Melchett: Field Marshal Haig has formulated a brilliant new tactical plan to ensure final victory in the field.

Blackadder: Ah. Would this brilliant plan involve us climbing out of our trenches and walking very slowly towards the enemy? … It's the same plan that we used last time and the seventeen times before that.

Melchett: Exactly! And that is what is so brilliant about it!

And so Ballymena stumbles unto the breach once more. This year, we - like Blackadder - will be underequipped, underpowered, and unlikely to survive the inevitable batterings from the big guns. And, like in seasons past, we'll go in with much the same team and much the same attitude.

Consequently, we are realistic about the difficulty of the upcoming season. There is no hubristic inanity about challenging for honours, nor is there any obsequious guff about buying in players and calling that 'progress'.

We could enjoy a few good days, but we know the bad days will be more frequent. In fact, we know there will be some horrendous days when the boundary and the fielding rings might as well be the first few Circles of Hell. Still, there are worse things than getting thrashed at cricket, and even a few reasons to be positive.

First, our losses from 2014 are not as significant as they seem. Rab and DK may have retired, but they scored only 170 runs between them in 2014; Bob McKinley is progressing rapidly in England and will only be home for a few matches, but he didn't play much last year either; while this season we have a professional - Azeem Ghumman - who will be here for the entire season.

Second, we're unlikely to get hammered at Eaton Park.
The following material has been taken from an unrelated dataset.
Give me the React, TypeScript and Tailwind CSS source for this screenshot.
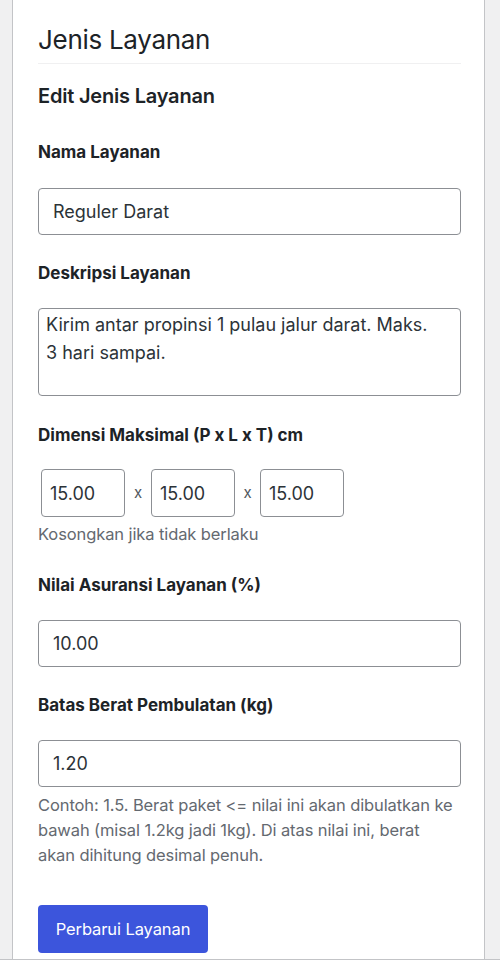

In this way, I've always thought that we are a bit like Stoke City: we are not gifted, but we fight and we're difficult to beat in our own backyard, even if we are prone - like Stoke until this season - to be thrashed away to the big guns.

Third, we haven't been relegated yet. Every year, without fail, we are named as favourites to go down, annually depicted in pre-season summaries as already having one foot in the trapdoor . Even in 2011, when we came third and when we were top of the table with a month to go, we had been a surefire bet for relegation.

Of course, some year, our number will come up. It might well be 2015 and, if so, we'll just have to keep our sticks by our sides and maintain that stiff upper lip for the Big Push.


The weekend past we travelled to Terenure, where - in a very peculiar friendly - we won by one run. Both sides were missing a number of players, with Terenure already having suffered an almighty exodus over the winter. The quality of cricket, therefore, was frankly questionable: much of the fielding, at least, would have embarrassed our 4th XI. Still, the weather was fine, the opposition was hospitable, and so this was a Good Thing. We should do it again sometime.


This Saturday, for the now-traditional league opener, we travel to Comber, where in six years Ballymena has won only once. That victory came in 2012, when Kaushik Aphale produced an innings so brilliant that Ballymena actually appeared to have played cricket that day, rather than simply 'playing at' cricket.

On the other five trips to North Down we have tended to lose heavily, often coming third of the two teams. This year, however, will be a completely different experience.

Not, perhaps, in terms of the result, but at least in terms of personal contests. Over the past few seasons I'm not sure that I have bowled at any North Down players other than Terrett, Haire, and Larkin - and almost always without success. So it's nice that, in a few days' time, I will have the opportunity to improve the batting averages of some different batsmen.